The Jan. 6 show trial drives home that point. Not only is the committee seeking to destroy Trump and his legacy, but it wants the former president indicted and put in prison. But even that is not enough. The committee also wants those who stood by Trump, whether politically or personally, to face shame, disbarment, personal and professional harm, and potentially prison.
The lesson here to the D.C. types is also clear: Don’t cross the establishment and don’t help any outsiders who want to change the way Washington does business, or you too will be destroyed.
The committee’s efforts in this respect hurt conservatives in a secondary way as well, by stoking divisions in the Republican Party. Since Trump first entered the Republican primary in 2015, the party has been divided over his role in the party. Following his election, while some Republicans remained antagonistic to the president, most of the party moved forward, working with Trump to move the country forward on a conservative footing.
The 2020 election fallout reopened the rift in the Republican Party, and now, nearly two years later, the committee hearings, among its other broad goals, serve to feed that infighting.
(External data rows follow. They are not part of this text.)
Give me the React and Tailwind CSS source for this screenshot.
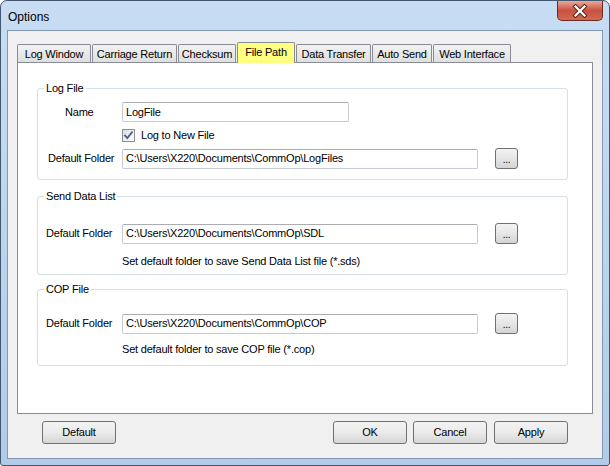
import React from "react";

const font = { fontFamily: '"Liberation Sans", Arial, sans-serif' };

function Tab({ label, w, selected, ml }) {
  if (selected) {
    return (
      <div
        className={`relative z-10 ${ml} h-[21px] ${w} flex items-center justify-center border border-b-0 border-[#898c95] bg-[#ffff80] text-[11px] text-black rounded-t-[2px]`}
      >
        <span className="mt-[-1px]">{label}</span>
      </div>
    );
  }
  return (
    <div
      className={`${ml} h-[19px] ${w} flex items-center justify-center border border-b-0 border-[#898c95] bg-gradient-to-b from-[#f2f2f2] to-[#dedede] text-[11px] text-black rounded-t-[2px]`}
    >
      <span className="mt-[1px]">{label}</span>
    </div>
  );
}

function TextBox({ value, w }) {
  return (
    <div
      className={`${w} h-[20px] flex items-center pl-[3px] border border-[#c6cbd3] border-t-[#abadb3] rounded-[2px] bg-white text-[11px] text-black whitespace-nowrap overflow-hidden`}
    >
      {value}
    </div>
  );
}

function Browse() {
  return (
    <button className="ml-[17px] w-[23px] h-[21px] flex items-end justify-center pb-[3px] border border-[#707070] rounded-[3px] bg-gradient-to-b from-[#f3f3f3] via-[#e6e6e6] to-[#d4d4d4] text-[10px] leading-none text-black">
      ...
    </button>
  );
}

function DlgButton({ label, ml }) {
  return (
    <button
      className={`${ml} w-[74px] h-[23px] flex items-center justify-center border border-[#707070] rounded-[3px] bg-gradient-to-b from-[#f2f2f2] via-[#ebebeb] to-[#d5d5d5] text-[11px] text-black`}
    >
      {label}
    </button>
  );
}

function Group({ title, mt, pb, children }) {
  return (
    <fieldset
      className={`${mt} ${pb} ml-[19px] w-[531px] border border-[#d5dfe5] rounded-[3px]`}
    >
      <legend className="ml-[6px] px-[2px] text-[11px] leading-[13px] text-black">
        {title}
      </legend>
      {children}
    </fieldset>
  );
}

function CheckBox() {
  return (
    <div className="w-[13px] h-[13px] border border-[#8e8f8f] bg-gradient-to-br from-[#dcdcdc] to-[#ffffff] flex items-center justify-center">
      <svg width="11" height="11" viewBox="0 0 11 11">
        <path
          d="M2 5.5 L4.3 8 L9 2.2"
          fill="none"
          stroke="#4a5f8f"
          strokeWidth="1.8"
          strokeLinecap="square"
        />
      </svg>
    </div>
  );
}

export default function App() {
  return (
    <div
      className="w-[610px] h-[466px] bg-white overflow-hidden tracking-[-0.2px]"
      style={font}
    >
      <div className="w-full h-full flex flex-col rounded-t-[7px] rounded-b-[3px] border border-[#43576f] bg-gradient-to-b from-[#c8ddf3] via-[#bcd5ef] to-[#b1cbe8]">
        {/* title bar */}
        <div className="h-[29px] flex items-start justify-between">
          <span className="pl-[7px] pt-[7px] text-[12px] tracking-normal text-black">
            Options
          </span>
          <div className="mr-[6px] w-[46px] h-[20px] rounded-b-[5px] border border-t-0 border-[#6b2a24] bg-gradient-to-b from-[#e9a99b] via-[#c8503f] to-[#d36a4f] flex items-center justify-center">
            <svg width="16" height="14" viewBox="0 0 16 14">
              <path
                d="M3.5 2.5 L12.5 11.5 M12.5 2.5 L3.5 11.5"
                stroke="#5a2520"
                strokeWidth="4.2"
                strokeLinecap="square"
              />
              <path
                d="M3.5 2.5 L12.5 11.5 M12.5 2.5 L3.5 11.5"
                stroke="#ffffff"
                strokeWidth="2.2"
                strokeLinecap="square"
              />
            </svg>
          </div>
        </div>

        {/* client area */}
        <div className="mx-[6px] mb-[6px] flex-1 flex flex-col border border-[#8399b3] bg-[#f0f0f0]">
          {/* tabs */}
          <div className="mt-[12px] ml-[9px] h-[20px] flex items-end">
            <Tab label="Log Window" w="w-[74px]" ml="ml-0" />
            <Tab label="Carriage Return" w="w-[85px]" ml="ml-[1px]" />
            <Tab label="Checksum" w="w-[58px]" ml="ml-[1px]" />
            <Tab label="File Path" w="w-[58px]" ml="ml-[1px]" selected />
            <Tab label="Data Transfer" w="w-[75px]" ml="ml-[1px]" />
            <Tab label="Auto Send" w="w-[60px]" ml="ml-[1px]" />
            <Tab label="Web Interface" w="w-[78px]" ml="ml-[1px]" />
          </div>

          {/* panel */}
          <div className="ml-[9px] w-[576px] h-[352px] mt-[-1px] border border-[#898c95] bg-white flex flex-col">
            <Group title="Log File" mt="mt-[19px]" pb="pb-[10px]">
              <div className="mt-[7px] flex items-center">
                <div className="w-[84px] pl-[27px] text-[11px] text-black">Name</div>
                <TextBox value="LogFile" w="w-[227px]" />
              </div>
              <div className="mt-[7px] h-[13px] flex items-center">
                <div className="w-[84px]" />
                <CheckBox />
                <span className="ml-[6px] text-[11px] text-black">Log to New File</span>
              </div>
              <div className="mt-[6px] flex items-center">
                <div className="w-[84px] pl-[10px] text-[11px] text-black whitespace-nowrap">
                  Default Folder
                </div>
                <TextBox
                  value="C:\Users\X220\Documents\CommOp\LogFiles"
                  w="w-[356px]"
                />
                <Browse />
              </div>
            </Group>

            <Group title="Send Data List" mt="mt-[10px]" pb="pb-[6px]">
              <div className="mt-[20px] flex items-center">
                <div className="w-[84px] pl-[8px] text-[11px] text-black whitespace-nowrap">
                  Default Folder
                </div>
                <TextBox
                  value="C:\Users\X220\Documents\CommOp\SDL"
                  w="w-[356px]"
                />
                <Browse />
              </div>
              <div className="mt-[11px] ml-[84px] text-[11px] leading-[13px] text-black">
                Set default folder to save Send Data List file (*.sds)
              </div>
            </Group>

            <Group title="COP File" mt="mt-[8px]" pb="pb-[9px]">
              <div className="mt-[17px] flex items-center">
                <div className="w-[84px] pl-[8px] text-[11px] text-black whitespace-nowrap">
                  Default Folder
                </div>
                <TextBox
                  value="C:\Users\X220\Documents\CommOp\COP"
                  w="w-[356px]"
                />
                <Browse />
              </div>
              <div className="mt-[9px] ml-[84px] text-[11px] leading-[13px] text-black">
                Set default folder to save COP file (*.cop)
              </div>
            </Group>
          </div>

          {/* bottom buttons */}
          <div className="mt-[7px] flex items-center">
            <DlgButton label="Default" ml="ml-[34px]" />
            <DlgButton label="OK" ml="ml-[217px]" />
            <DlgButton label="Cancel" ml="ml-[6px]" />
            <DlgButton label="Apply" ml="ml-[7px]" />
          </div>
        </div>
      </div>
    </div>
  );
}
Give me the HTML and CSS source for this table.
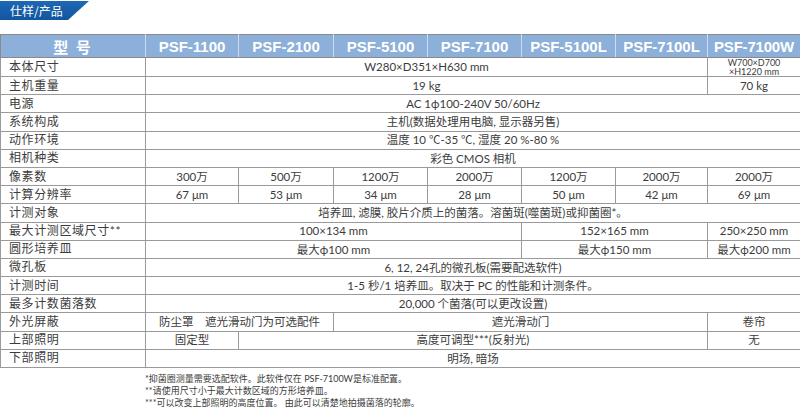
FILE: index.html
```html
<!DOCTYPE html>
<html lang="zh-CN">
<head>
<meta charset="utf-8">
<title>仕样/产品</title>
<link rel="stylesheet" href="styles.css">
</head>
<body>
<div class="tab"><span>仕样/产品</span></div>
<table class="spec">
  <colgroup>
    <col class="c-label"><col class="c93"><col class="c95"><col class="c94"><col class="c94"><col class="c94"><col class="c92"><col class="c93">
  </colgroup>
  <thead>
    <tr>
      <th class="th-label">型&nbsp;号</th>
      <th>PSF-1100</th><th>PSF-2100</th><th>PSF-5100</th><th>PSF-7100</th><th>PSF-5100L</th><th>PSF-7100L</th><th>PSF-7100W</th>
    </tr>
  </thead>
  <tbody>
    <tr class="r-first"><td class="lbl">本体尺寸</td><td colspan="6">W280×D351×H630 mm</td><td class="small">W700×D700<br>×H1220 mm</td></tr>
    <tr><td class="lbl">主机重量</td><td colspan="6">19 kg</td><td>70 kg</td></tr>
    <tr><td class="lbl">电源</td><td colspan="7">AC 1ϕ100-240V 50/60Hz</td></tr>
    <tr><td class="lbl">系统构成</td><td colspan="7">主机(数据处理用电脑, 显示器另售)</td></tr>
    <tr><td class="lbl">动作环境</td><td colspan="7">温度 10 ℃-35 ℃, 湿度 20 %-80 %</td></tr>
    <tr><td class="lbl">相机种类</td><td colspan="7">彩色 CMOS 相机</td></tr>
    <tr><td class="lbl">像素数</td><td>300万</td><td>500万</td><td>1200万</td><td>2000万</td><td>1200万</td><td>2000万</td><td>2000万</td></tr>
    <tr><td class="lbl">计算分辨率</td><td>67 μm</td><td>53 μm</td><td>34 μm</td><td>28 μm</td><td>50 μm</td><td>42 μm</td><td>69 μm</td></tr>
    <tr><td class="lbl">计测对象</td><td colspan="7">培养皿, 滤膜, 胶片介质上的菌落。溶菌斑(噬菌斑)或抑菌圈*。</td></tr>
    <tr><td class="lbl">最大计测区域尺寸**</td><td colspan="4">100×134 mm</td><td colspan="2">152×165 mm</td><td>250×250 mm</td></tr>
    <tr><td class="lbl">圆形培养皿</td><td colspan="4">最大ϕ100 mm</td><td colspan="2">最大ϕ150 mm</td><td>最大ϕ200 mm</td></tr>
    <tr><td class="lbl">微孔板</td><td colspan="7">6, 12, 24孔的微孔板(需要配选软件)</td></tr>
    <tr><td class="lbl">计测时间</td><td colspan="7">1-5 秒/1 培养皿。取决于 PC 的性能和计测条件。</td></tr>
    <tr><td class="lbl">最多计数菌落数</td><td colspan="7">20,000 个菌落(可以更改设置)</td></tr>
    <tr><td class="lbl">外光屏蔽</td><td colspan="2">防尘罩　遮光滑动门为可选配件</td><td colspan="4">遮光滑动门</td><td>卷帘</td></tr>
    <tr><td class="lbl">上部照明</td><td>固定型</td><td colspan="5">高度可调型***(反射光)</td><td>无</td></tr>
    <tr><td class="lbl">下部照明</td><td colspan="7">明场, 暗场</td></tr>
  </tbody>
</table>
<div class="notes">
  <p>*抑菌圈测量需要选配软件。此软件仅在 PSF-7100W是标准配置。</p>
  <p>**请使用尺寸小于最大计数区域的方形培养皿。</p>
  <p>***可以改变上部照明的高度位置。 由此可以清楚地拍摄菌落的轮廓。</p>
</div>
</body>
</html>
```
FILE: styles.css
```css
html, body {
  margin: 0;
  padding: 0;
  background: #ffffff;
}
body {
  font-family: Lato, "Noto Sans CJK SC", sans-serif;
  color: #3c3c3c;
  width: 800px;
}
.tab {
  margin-top: 1px;
  width: 89px;
  height: 19px;
  background: linear-gradient(180deg, #1d68b5 0%, #12559f 100%);
  clip-path: polygon(0 0, 89px 0, 68px 100%, 0 100%);
  display: flex;
  align-items: center;
}
.tab span {
  color: #ffffff;
  font-family: "Noto Sans CJK SC", sans-serif;
  font-size: 12px;
  padding-left: 10px;
  line-height: 1;
}
.spec {
  margin-top: 14px;
  width: 800px;
  table-layout: fixed;
  border-collapse: collapse;
  font-size: 11.5px;
}
.c-label { width: 145px; }
.c93 { width: 93px; }
.c95 { width: 95px; }
.c94 { width: 94px; }
.c92 { width: 92px; }
.spec th {
  height: 22px;
  padding: 0;
  background: #8cb0da;
  color: #ffffff;
  font-family: "Liberation Sans", "Noto Sans CJK SC", sans-serif;
  font-weight: bold;
  font-size: 15px;
  line-height: 1;
  white-space: nowrap;
  border: 1px solid #8a8a8a;
  border-left-color: #cddcef;
  border-right-color: #cddcef;
  text-align: center;
}
.spec th.th-label {
  border-left-color: #8a8a8a;
  font-family: "Noto Sans CJK SC", sans-serif;
  letter-spacing: 2px;
}
.spec th:last-child {
  border-right-color: #8a8a8a;
  letter-spacing: -0.2px;
}
.spec td {
  height: 17.2px;
  padding: 0;
  border: 1px solid #9a9a9a;
  text-align: center;
  line-height: 1;
  white-space: nowrap;
}
.spec tr.r-first td {
  height: 18px;
}
.spec td.lbl {
  text-align: left;
  padding-left: 8px;
  letter-spacing: 0.6px;
  font-size: 12px;
}
.spec td.small {
  font-size: 9px;
  line-height: 9px;
}
.notes {
  margin-top: 5px;
  padding-left: 145px;
  font-size: 9px;
  color: #3c3c3c;
}
.notes p {
  margin: 0;
  line-height: 12px;
}
```
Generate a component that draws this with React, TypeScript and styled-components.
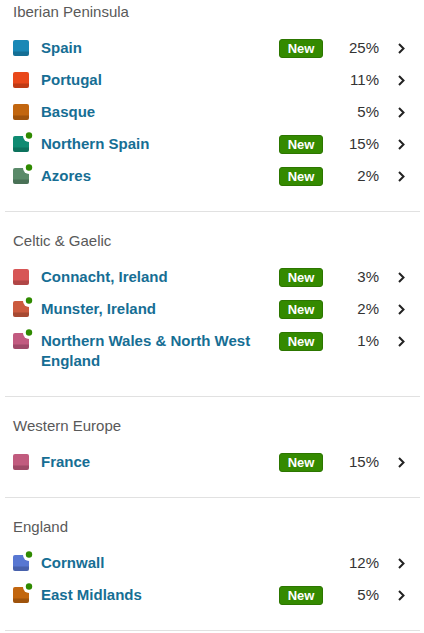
import React from 'react';
import styled, { createGlobalStyle } from 'styled-components';

interface Region {
  name: string;
  color: string;
  pct: number;
  isNew?: boolean;
  dot?: boolean;
}

interface Group {
  title: string;
  regions: Region[];
}

const groups: Group[] = [
  {
    title: 'Iberian Peninsula',
    regions: [
      { name: 'Spain', color: '#1a88b6', pct: 25, isNew: true },
      { name: 'Portugal', color: '#e9481a', pct: 11 },
      { name: 'Basque', color: '#c2660f', pct: 5 },
      { name: 'Northern Spain', color: '#0f8b72', pct: 15, isNew: true, dot: true },
      { name: 'Azores', color: '#5a8a69', pct: 2, isNew: true, dot: true },
    ],
  },
  {
    title: 'Celtic & Gaelic',
    regions: [
      { name: 'Connacht, Ireland', color: '#d75656', pct: 3, isNew: true },
      { name: 'Munster, Ireland', color: '#cb5a3e', pct: 2, isNew: true, dot: true },
      { name: 'Northern Wales & North West England', color: '#c25a80', pct: 1, isNew: true, dot: true },
    ],
  },
  {
    title: 'Western Europe',
    regions: [{ name: 'France', color: '#c15b7e', pct: 15, isNew: true }],
  },
  {
    title: 'England',
    regions: [
      { name: 'Cornwall', color: '#5877d2', pct: 12, dot: true },
      { name: 'East Midlands', color: '#c2660f', pct: 5, isNew: true, dot: true },
    ],
  },
];

const GlobalStyle = createGlobalStyle`
  body {
    margin: 0;
    background: #fff;
    font-family: "Liberation Sans", Arial, sans-serif;
  }
`;

const Page = styled.div`
  width: 424px;
`;

const Section = styled.section<{ $first?: boolean }>`
  margin: 0 4px 0 5px;
  padding: ${(p) => (p.$first ? '2px' : '19px')} 8px 20px 8px;
  border-bottom: 1px solid #e1e1e1;
`;

const Heading = styled.h3`
  margin: 0 0 9px;
  font-size: 15px;
  line-height: 20px;
  font-weight: 400;
  color: #595959;
`;

const Row = styled.div`
  display: grid;
  grid-template-columns: 16px 1fr 44px 63px 26px;
  align-items: start;
  padding: 7px 0 5px;
  line-height: 20px;
`;

const IconWrap = styled.div`
  margin-top: 2px;
  width: 16px;
  height: 16px;
`;

const Name = styled.span`
  margin-left: 12px;
  padding-right: 12px;
  font-size: 15px;
  font-weight: 700;
  color: #166e94;
`;

const Badge = styled.span`
  box-sizing: border-box;
  display: flex;
  align-items: center;
  justify-content: center;
  height: 19px;
  margin-top: 1px;
  border: 1px solid #2c7600;
  border-radius: 3px;
  background: #348a00;
  color: #fff;
  font-size: 13px;
  font-weight: 700;
`;

const Pct = styled.span`
  text-align: right;
  padding-right: 7px;
  font-size: 15px;
  color: #333;
`;

const Chevron = styled.span`
  display: flex;
  align-items: center;
  height: 20px;
  padding-left: 12px;
`;

const RegionIcon: React.FC<{ color: string; dot?: boolean }> = ({ color, dot }) => (
  <IconWrap>
    <svg width="16" height="16" viewBox="0 0 16 16" style={{ overflow: 'visible' }}>
      <rect x="0" y="0" width="16" height="16" rx="2" fill={color} />
      <path d="M0 11.5h16V14a2 2 0 0 1-2 2H2a2 2 0 0 1-2-2z" fill="rgba(0,0,0,0.18)" />
      {dot && (
        <>
          <circle cx="16" cy="0" r="6" fill="#fff" />
          <circle cx="16" cy="-0.5" r="3.2" fill="#2f8a00" />
        </>
      )}
    </svg>
  </IconWrap>
);

export default function App() {
  return (
    <Page>
      <GlobalStyle />
      {groups.map((g, i) => (
        <Section key={g.title} $first={i === 0}>
          <Heading>{g.title}</Heading>
          {g.regions.map((r) => (
            <Row key={r.name}>
              <RegionIcon color={r.color} dot={r.dot} />
              <Name>{r.name}</Name>
              {r.isNew ? <Badge>New</Badge> : <span />}
              <Pct>{r.pct}%</Pct>
              <Chevron>
                <svg width="7" height="11" viewBox="0 0 7 11">
                  <path d="M1 1l4.5 4.5L1 10" fill="none" stroke="#222" strokeWidth="2" />
                </svg>
              </Chevron>
            </Row>
          ))}
        </Section>
      ))}
    </Page>
  );
}
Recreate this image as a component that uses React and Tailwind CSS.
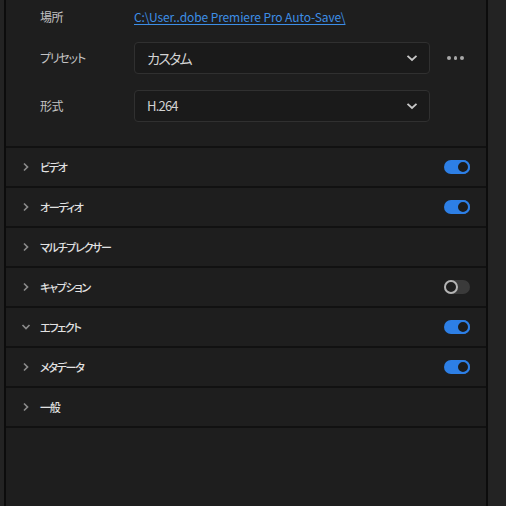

Conservatives seem oblivious to this reality, however, allowing the show trial to stand in the way of a unified party going into the midterm elections.
So, in advance of Cipollone’s testimony, either live or if he asserts executive privilege, Republicans would be wise to remind themselves that Joe Biden and Democrats represent a much bigger threat to the future of our country than either Trump or those Republicans who disagree with his approach to fighting the 2020 election.